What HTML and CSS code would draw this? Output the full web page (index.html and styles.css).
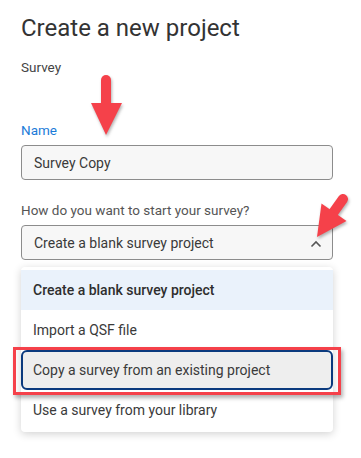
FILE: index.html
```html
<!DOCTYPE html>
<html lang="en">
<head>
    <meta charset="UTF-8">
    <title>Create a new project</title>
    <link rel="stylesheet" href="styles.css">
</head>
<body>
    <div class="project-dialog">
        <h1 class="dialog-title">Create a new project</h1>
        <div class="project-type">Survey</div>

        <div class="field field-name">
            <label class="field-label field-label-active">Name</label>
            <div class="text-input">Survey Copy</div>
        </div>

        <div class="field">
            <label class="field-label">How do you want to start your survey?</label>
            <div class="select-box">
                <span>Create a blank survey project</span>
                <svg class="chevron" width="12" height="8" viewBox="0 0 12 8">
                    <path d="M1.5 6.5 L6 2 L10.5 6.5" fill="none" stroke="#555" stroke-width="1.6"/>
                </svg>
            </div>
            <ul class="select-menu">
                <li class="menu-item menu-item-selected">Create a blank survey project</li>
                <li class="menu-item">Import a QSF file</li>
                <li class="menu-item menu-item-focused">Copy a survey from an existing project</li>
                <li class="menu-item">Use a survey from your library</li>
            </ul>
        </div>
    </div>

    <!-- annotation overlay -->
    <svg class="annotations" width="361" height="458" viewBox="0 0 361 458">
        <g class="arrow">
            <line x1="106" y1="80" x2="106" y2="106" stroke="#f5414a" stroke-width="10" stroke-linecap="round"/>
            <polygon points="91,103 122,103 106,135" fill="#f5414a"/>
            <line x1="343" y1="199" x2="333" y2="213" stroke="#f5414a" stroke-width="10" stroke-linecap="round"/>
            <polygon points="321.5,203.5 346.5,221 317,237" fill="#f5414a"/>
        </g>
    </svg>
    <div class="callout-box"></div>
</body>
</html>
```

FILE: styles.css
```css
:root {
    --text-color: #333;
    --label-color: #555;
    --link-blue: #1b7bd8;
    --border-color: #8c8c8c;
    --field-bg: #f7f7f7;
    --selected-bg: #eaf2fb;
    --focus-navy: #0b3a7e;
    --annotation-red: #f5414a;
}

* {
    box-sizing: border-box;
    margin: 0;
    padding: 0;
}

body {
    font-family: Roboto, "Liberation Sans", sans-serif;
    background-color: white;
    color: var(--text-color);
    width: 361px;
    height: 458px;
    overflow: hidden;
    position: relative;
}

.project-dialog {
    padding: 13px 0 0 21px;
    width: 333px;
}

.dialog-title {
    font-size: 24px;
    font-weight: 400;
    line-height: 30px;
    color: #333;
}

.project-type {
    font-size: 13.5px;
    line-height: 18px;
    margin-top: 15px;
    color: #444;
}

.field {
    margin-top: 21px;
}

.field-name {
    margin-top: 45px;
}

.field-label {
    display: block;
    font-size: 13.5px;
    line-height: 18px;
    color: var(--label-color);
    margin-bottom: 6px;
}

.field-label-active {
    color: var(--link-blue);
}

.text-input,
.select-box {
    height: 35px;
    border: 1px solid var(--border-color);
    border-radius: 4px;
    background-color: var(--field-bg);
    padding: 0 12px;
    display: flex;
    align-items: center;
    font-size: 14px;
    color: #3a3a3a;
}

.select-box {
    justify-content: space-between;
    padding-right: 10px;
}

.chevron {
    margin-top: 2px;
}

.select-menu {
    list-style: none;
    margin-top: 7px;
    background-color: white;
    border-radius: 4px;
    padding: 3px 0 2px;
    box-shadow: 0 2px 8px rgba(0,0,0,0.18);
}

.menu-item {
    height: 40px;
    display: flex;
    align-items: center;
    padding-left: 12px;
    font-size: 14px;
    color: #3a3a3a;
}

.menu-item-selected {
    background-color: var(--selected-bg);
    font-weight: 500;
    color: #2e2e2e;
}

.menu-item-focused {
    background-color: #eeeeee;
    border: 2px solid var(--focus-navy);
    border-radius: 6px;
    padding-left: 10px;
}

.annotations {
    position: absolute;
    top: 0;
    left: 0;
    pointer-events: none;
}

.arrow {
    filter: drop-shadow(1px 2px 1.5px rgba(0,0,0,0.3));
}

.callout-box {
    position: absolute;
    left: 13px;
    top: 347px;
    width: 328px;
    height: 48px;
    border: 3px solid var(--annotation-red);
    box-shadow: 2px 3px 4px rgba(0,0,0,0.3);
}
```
◇ ◇ ◇ ◇ ◇ ◇ ◇
- Your task
Each line of the data should be quoted exactly, with pictures left out.

- Response to this exercise
What HTML and CSS code would draw this? Output the full web page (index.html and styles.css).
FILE: index.html
```html
<!DOCTYPE html>
<html lang="en">
<head>
    <meta charset="UTF-8">
    <title>Create a new project</title>
    <link rel="stylesheet" href="styles.css">
</head>
<body>
    <div class="project-dialog">
        <h1 class="dialog-title">Create a new project</h1>
        <div class="project-type">Survey</div>

        <div class="field field-name">
            <label class="field-label field-label-active">Name</label>
            <div class="text-input">Survey Copy</div>
        </div>

        <div class="field">
            <label class="field-label">How do you want to start your survey?</label>
            <div class="select-box">
                <span>Create a blank survey project</span>
                <svg class="chevron" width="12" height="8" viewBox="0 0 12 8">
                    <path d="M1.5 6.5 L6 2 L10.5 6.5" fill="none" stroke="#555" stroke-width="1.6"/>
                </svg>
            </div>
            <ul class="select-menu">
                <li class="menu-item menu-item-selected">Create a blank survey project</li>
                <li class="menu-item">Import a QSF file</li>
                <li class="menu-item menu-item-focused">Copy a survey from an existing project</li>
                <li class="menu-item">Use a survey from your library</li>
            </ul>
        </div>
    </div>

    <!-- annotation overlay -->
    <svg class="annotations" width="361" height="458" viewBox="0 0 361 458">
        <g class="arrow">
            <line x1="106" y1="80" x2="106" y2="106" stroke="#f5414a" stroke-width="10" stroke-linecap="round"/>
            <polygon points="91,103 122,103 106,135" fill="#f5414a"/>
            <line x1="343" y1="199" x2="333" y2="213" stroke="#f5414a" stroke-width="10" stroke-linecap="round"/>
            <polygon points="321.5,203.5 346.5,221 317,237" fill="#f5414a"/>
        </g>
    </svg>
    <div class="callout-box"></div>
</body>
</html>
```

FILE: styles.css
```css
:root {
    --text-color: #333;
    --label-color: #555;
    --link-blue: #1b7bd8;
    --border-color: #8c8c8c;
    --field-bg: #f7f7f7;
    --selected-bg: #eaf2fb;
    --focus-navy: #0b3a7e;
    --annotation-red: #f5414a;
}

* {
    box-sizing: border-box;
    margin: 0;
    padding: 0;
}

body {
    font-family: Roboto, "Liberation Sans", sans-serif;
    background-color: white;
    color: var(--text-color);
    width: 361px;
    height: 458px;
    overflow: hidden;
    position: relative;
}

.project-dialog {
    padding: 13px 0 0 21px;
    width: 333px;
}

.dialog-title {
    font-size: 24px;
    font-weight: 400;
    line-height: 30px;
    color: #333;
}

.project-type {
    font-size: 13.5px;
    line-height: 18px;
    margin-top: 15px;
    color: #444;
}

.field {
    margin-top: 21px;
}

.field-name {
    margin-top: 45px;
}

.field-label {
    display: block;
    font-size: 13.5px;
    line-height: 18px;
    color: var(--label-color);
    margin-bottom: 6px;
}

.field-label-active {
    color: var(--link-blue);
}

.text-input,
.select-box {
    height: 35px;
    border: 1px solid var(--border-color);
    border-radius: 4px;
    background-color: var(--field-bg);
    padding: 0 12px;
    display: flex;
    align-items: center;
    font-size: 14px;
    color: #3a3a3a;
}

.select-box {
    justify-content: space-between;
    padding-right: 10px;
}

.chevron {
    margin-top: 2px;
}

.select-menu {
    list-style: none;
    margin-top: 7px;
    background-color: white;
    border-radius: 4px;
    padding: 3px 0 2px;
    box-shadow: 0 2px 8px rgba(0,0,0,0.18);
}

.menu-item {
    height: 40px;
    display: flex;
    align-items: center;
    padding-left: 12px;
    font-size: 14px;
    color: #3a3a3a;
}

.menu-item-selected {
    background-color: var(--selected-bg);
    font-weight: 500;
    color: #2e2e2e;
}

.menu-item-focused {
    background-color: #eeeeee;
    border: 2px solid var(--focus-navy);
    border-radius: 6px;
    padding-left: 10px;
}

.annotations {
    position: absolute;
    top: 0;
    left: 0;
    pointer-events: none;
}

.arrow {
    filter: drop-shadow(1px 2px 1.5px rgba(0,0,0,0.3));
}

.callout-box {
    position: absolute;
    left: 13px;
    top: 347px;
    width: 328px;
    height: 48px;
    border: 3px solid var(--annotation-red);
    box-shadow: 2px 3px 4px rgba(0,0,0,0.3);
}
```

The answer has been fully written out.